Exclusive Interview by Karen Beishuizen
Photos provided by Kenjamin Franklin/RadioTV.com
Bill Schnee is an internationally renowned producer, engineer and mix master. He has over 125 Gold and Platinum records and 50 top twenty singles. He has worked on dozens of Grammys nominated and winning albums and has been personally nominated 11 times for The Best Engineered Album category, winning twice for Steely Dan’s Aja and Gaucho. He also has won an Emmy Award for Best Sound Mixing for a Variety Special and a Dove Award. He worked with Steely Dan, Chicago, Barbra Streisand, Marvin Gaye, Herb Alpert, Whitney Houston and many more. He launched the career of Huey Lewis and The News. His book Chairman at the Board tells the whole story. If you have not read it yet, please do. It is great!
KB: Describe to the RSR readers what makes a great song?
A great song has a memorable melody over a special or unique chord sequence, with lyrics that will evoke emotion by most people. There’s a big difference between a great song and a great record. A great song will most often stand on its own – meaning it’s still great when sung and played with just piano or guitar accompaniment. There are many great (pop) records that depend on the production more than the song itself.
KB: You are a big fan of Henry Mancini. What is so special about him that others don’t have?
It’s his je ne sais quoi – those qualities in his composition that are hard to describe. He is certainly not alone … Desplat, Williams, Morricone, etc. It’s how these people hear melodies and chord structures that allow them to flourish.
KB: One of the early records you bought was The Lonely Bull by Herb Alpert, many years later you are mixing an album for him. Describe the feeling.
I’ve been very fortunate to get to work with many artists I looked up to in my younger days. The best part about Herb is Herb. In addition to his deep musical sense, he is a very special human being. I am very proud to call he and Lani friends.
KB: What makes a great sound engineer? Who are your favorites?
Someone who has command of the craft so he can serve the artist and their music, but not get in the way.
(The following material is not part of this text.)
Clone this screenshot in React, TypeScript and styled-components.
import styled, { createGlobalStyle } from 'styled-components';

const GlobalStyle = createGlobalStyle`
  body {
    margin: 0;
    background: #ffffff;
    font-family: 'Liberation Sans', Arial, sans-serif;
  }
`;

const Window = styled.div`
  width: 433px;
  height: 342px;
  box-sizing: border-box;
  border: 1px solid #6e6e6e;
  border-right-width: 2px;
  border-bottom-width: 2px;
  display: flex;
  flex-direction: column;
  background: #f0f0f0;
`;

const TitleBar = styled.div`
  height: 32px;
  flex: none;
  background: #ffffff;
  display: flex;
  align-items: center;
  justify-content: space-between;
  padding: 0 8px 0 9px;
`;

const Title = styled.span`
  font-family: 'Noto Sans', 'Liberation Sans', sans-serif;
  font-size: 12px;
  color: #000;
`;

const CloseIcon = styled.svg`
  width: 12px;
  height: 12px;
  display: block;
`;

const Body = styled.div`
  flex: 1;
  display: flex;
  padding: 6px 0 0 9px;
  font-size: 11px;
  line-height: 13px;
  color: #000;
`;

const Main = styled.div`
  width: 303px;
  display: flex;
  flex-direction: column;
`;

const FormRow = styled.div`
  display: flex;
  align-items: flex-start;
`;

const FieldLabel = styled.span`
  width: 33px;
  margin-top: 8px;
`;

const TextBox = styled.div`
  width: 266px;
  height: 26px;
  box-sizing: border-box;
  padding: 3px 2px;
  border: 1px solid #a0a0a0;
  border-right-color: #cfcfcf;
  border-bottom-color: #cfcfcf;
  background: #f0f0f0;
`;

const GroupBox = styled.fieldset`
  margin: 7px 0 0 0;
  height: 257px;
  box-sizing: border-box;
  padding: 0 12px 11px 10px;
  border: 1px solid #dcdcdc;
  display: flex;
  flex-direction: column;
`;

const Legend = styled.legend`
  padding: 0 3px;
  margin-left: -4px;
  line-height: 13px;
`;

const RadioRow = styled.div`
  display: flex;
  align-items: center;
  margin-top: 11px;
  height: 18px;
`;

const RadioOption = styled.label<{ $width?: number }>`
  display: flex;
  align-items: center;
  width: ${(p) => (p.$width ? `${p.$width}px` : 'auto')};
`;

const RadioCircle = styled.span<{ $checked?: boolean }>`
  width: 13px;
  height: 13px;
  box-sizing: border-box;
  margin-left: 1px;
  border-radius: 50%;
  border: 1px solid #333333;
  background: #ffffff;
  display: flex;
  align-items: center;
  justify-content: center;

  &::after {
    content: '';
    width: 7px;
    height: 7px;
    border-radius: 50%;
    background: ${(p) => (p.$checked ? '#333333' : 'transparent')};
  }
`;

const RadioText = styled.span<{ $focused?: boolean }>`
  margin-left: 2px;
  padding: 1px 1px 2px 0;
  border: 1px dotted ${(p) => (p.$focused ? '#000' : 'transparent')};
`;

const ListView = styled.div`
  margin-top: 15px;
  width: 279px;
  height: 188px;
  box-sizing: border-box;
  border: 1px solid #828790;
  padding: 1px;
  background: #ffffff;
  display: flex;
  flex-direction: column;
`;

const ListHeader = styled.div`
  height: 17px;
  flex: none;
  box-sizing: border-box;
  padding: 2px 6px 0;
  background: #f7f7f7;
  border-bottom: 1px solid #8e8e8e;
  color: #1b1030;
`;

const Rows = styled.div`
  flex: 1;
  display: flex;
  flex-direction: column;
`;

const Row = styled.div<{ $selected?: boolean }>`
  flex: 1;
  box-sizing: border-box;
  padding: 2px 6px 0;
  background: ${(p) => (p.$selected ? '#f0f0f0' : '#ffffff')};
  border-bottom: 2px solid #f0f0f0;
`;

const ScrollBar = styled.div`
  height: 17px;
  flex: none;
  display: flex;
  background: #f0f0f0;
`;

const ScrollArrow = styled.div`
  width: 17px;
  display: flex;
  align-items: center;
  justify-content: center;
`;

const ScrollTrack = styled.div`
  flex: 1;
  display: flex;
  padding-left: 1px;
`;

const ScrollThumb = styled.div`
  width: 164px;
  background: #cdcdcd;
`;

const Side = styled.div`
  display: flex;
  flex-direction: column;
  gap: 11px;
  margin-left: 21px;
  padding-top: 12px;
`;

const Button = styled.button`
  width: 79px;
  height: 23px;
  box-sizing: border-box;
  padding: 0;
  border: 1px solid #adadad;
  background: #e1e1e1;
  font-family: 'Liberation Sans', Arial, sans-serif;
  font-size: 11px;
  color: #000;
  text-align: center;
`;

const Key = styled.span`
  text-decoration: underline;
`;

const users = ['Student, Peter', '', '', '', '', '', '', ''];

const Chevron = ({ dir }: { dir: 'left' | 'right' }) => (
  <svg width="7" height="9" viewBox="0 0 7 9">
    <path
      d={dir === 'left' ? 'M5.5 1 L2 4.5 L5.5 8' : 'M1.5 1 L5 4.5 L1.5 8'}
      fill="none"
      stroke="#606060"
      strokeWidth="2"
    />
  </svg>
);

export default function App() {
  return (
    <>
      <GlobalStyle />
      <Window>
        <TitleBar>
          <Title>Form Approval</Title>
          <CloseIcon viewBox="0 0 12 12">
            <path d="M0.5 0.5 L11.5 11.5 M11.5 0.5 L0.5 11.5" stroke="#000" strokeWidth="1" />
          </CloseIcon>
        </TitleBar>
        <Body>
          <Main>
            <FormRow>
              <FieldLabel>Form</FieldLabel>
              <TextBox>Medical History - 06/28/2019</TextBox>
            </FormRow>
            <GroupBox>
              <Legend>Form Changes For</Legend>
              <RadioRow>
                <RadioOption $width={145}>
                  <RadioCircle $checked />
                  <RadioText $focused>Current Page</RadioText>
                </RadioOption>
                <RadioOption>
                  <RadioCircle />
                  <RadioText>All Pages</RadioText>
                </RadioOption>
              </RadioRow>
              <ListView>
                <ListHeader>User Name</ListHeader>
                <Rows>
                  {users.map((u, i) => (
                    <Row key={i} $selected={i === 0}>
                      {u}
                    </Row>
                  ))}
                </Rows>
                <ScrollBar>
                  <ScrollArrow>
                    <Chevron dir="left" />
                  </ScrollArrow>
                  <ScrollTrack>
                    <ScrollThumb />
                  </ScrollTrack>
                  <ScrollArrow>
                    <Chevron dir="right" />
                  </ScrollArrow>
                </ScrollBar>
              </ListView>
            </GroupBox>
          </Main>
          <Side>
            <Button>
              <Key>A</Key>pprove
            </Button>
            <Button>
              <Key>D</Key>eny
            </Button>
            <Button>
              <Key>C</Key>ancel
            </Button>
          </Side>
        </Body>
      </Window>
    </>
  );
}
I hate giving lists for fear of my memory not serving me, but off the top of my head – Glyn Johns, Elliot Scheiner, and George Massenburg.
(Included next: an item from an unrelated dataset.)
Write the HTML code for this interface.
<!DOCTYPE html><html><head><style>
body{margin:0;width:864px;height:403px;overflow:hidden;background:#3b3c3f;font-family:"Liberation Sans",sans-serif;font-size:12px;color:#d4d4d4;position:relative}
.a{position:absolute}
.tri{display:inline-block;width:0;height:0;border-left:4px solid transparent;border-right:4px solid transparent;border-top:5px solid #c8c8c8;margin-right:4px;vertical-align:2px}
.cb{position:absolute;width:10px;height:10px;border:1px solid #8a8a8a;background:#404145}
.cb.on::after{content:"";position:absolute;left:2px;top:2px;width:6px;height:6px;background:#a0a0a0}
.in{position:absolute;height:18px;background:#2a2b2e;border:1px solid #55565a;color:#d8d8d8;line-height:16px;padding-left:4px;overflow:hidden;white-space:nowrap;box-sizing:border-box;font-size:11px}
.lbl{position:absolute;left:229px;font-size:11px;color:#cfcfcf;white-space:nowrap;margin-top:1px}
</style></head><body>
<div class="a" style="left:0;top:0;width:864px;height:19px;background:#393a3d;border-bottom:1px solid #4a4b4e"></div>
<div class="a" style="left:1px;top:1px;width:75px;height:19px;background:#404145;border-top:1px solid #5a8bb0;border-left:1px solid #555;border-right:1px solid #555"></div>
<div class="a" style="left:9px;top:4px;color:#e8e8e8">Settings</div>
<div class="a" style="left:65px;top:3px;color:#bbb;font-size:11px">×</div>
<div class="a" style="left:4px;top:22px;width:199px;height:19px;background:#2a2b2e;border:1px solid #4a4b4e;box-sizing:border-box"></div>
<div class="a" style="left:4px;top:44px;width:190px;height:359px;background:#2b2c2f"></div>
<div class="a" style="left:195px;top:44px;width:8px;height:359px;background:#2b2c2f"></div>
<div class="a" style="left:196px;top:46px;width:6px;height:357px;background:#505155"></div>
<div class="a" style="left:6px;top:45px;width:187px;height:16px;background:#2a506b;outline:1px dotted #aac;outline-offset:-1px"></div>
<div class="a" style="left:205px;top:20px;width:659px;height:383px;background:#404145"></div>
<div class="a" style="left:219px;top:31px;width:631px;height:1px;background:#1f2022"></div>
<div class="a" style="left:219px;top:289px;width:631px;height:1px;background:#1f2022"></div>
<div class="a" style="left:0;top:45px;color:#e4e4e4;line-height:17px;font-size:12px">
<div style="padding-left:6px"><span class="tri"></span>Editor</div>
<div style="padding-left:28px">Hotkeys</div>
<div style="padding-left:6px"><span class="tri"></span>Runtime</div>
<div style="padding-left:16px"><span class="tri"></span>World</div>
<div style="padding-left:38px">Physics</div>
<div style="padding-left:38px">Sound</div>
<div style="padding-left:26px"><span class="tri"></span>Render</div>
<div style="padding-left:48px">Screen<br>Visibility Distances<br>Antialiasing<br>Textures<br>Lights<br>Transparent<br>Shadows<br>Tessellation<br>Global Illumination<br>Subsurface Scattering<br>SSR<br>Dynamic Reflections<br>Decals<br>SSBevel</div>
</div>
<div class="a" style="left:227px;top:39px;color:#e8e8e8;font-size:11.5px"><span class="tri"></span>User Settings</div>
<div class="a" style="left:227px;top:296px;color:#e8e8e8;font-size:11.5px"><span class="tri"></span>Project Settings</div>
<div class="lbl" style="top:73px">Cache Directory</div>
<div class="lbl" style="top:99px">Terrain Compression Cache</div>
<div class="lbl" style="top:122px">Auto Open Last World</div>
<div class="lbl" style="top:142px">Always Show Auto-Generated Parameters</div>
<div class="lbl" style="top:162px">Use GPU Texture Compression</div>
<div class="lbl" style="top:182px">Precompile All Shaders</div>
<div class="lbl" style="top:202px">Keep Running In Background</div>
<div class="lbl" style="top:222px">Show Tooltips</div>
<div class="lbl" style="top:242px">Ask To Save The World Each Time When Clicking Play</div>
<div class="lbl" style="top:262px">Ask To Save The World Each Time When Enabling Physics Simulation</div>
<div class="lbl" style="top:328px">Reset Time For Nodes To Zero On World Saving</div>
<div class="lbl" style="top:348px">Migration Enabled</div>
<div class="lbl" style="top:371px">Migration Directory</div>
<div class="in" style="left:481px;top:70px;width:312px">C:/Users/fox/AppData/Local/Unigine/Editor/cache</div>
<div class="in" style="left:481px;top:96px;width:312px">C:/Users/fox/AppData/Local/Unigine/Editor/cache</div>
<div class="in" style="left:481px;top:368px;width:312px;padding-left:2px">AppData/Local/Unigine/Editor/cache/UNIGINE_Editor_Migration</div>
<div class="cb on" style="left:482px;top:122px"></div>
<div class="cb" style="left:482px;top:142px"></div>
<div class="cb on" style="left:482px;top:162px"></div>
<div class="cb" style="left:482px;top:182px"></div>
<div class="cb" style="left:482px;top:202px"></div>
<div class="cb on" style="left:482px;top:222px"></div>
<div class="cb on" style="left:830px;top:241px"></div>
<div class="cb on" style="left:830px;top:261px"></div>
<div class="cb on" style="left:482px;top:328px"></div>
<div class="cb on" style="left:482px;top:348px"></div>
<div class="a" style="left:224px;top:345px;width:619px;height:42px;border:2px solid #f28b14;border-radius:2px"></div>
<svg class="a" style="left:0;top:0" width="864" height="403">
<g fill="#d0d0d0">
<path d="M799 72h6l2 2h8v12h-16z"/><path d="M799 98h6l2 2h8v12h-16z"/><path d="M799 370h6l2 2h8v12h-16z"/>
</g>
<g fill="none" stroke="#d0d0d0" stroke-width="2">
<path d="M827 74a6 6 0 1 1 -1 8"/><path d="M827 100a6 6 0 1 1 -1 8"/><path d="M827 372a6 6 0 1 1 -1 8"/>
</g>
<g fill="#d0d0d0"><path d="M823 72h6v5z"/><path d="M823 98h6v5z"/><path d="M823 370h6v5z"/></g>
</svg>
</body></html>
KB: Your first serious sound engineering and mixing were two demos for Screen Gems and Warner Bros and then came Three Dog Night. Describe the feeling you had that day they came in.
I was begging Richie Podolor for two months to hire me at his studio. When he finally let me do a couple of demo sessions, I was thrilled. But when he then threw me in the deep end of the pool with Three Dog, I was petrified! Fortunately, I managed to swim.
KB: “There is no substitute for talent” – What makes a great talent? Did Richie think that of you?
I think God gives everyone gifts and talents. Finding and developing them is the key for a happy life. I’ve watched lots of people in the music business trying to do what they weren’t cut out to do, which most often doesn’t end well. I’m sure Richie didn’t know if I was talented or not … I know I had no idea myself back then. I just knew I really wanted to do it.
KB: You worked with Barbra Streisand on her album Barbra Joan Streisand. Describe that experience.
Speaking of greatly talented people … she was the first “star” I worked with. I loved that she was a foodie and was blown away when she sent me a box of chocolate covered pretzels, which I had never heard of in 1971. All of my times working with her over the years have been wonderful.
KB: Of all the people you worked with, and that is a lot, do you have favorite(s)?
I do have favorites, but don’t like to name them for fear of hurting someone’s feelings.
KB: You launched the careers of Huey Lewis and The News. What was so special about them that you wanted to work with them?
The manager of Pablo Cruise who I produced asked me to come up to the Bay area and see a group he was interested in managing. After I watched their set, I told him the band was pretty good, the songs needed work, but “that kid is a star.”
KB: Breakaway by Art Garfunkel is in your Top 5 of favorite albums as you mention in your book Chairman at The Board. What are the other 4 albums?
I did mention that in the book, but in reference to what I mentioned above, wouldn’t want to list the other four – assuming I could limit it to five. Okay., Aja is in the list.
KB: You worked with Whitney Houston on her debut album Whitney Houston. How was it working with her?
Unfortunately, as is often the case, she didn’t come to the mixing. I didn’t meet Whitney until I recorded “I Will Always Love You” several years down the road.
KB: Two Grammys, one Emmy, more than 135 gold and platinum records and you have recorded/mixed over 50 top twenty singles. That’s one hell of a career! What is next?
I’ve just completed mixing the cast album for the Neil Diamond musical, A Beautiful Noise, that is currently on Broadway, and also an R&B record I’m over the moon about by Charles “Wigg” Walker that will be out soon. I’m very excited to say that I’m going to be producing Boz Scaggs again. He’s one of my absolute favorite artists and human beings I’ve worked with. There I go filling out lists again!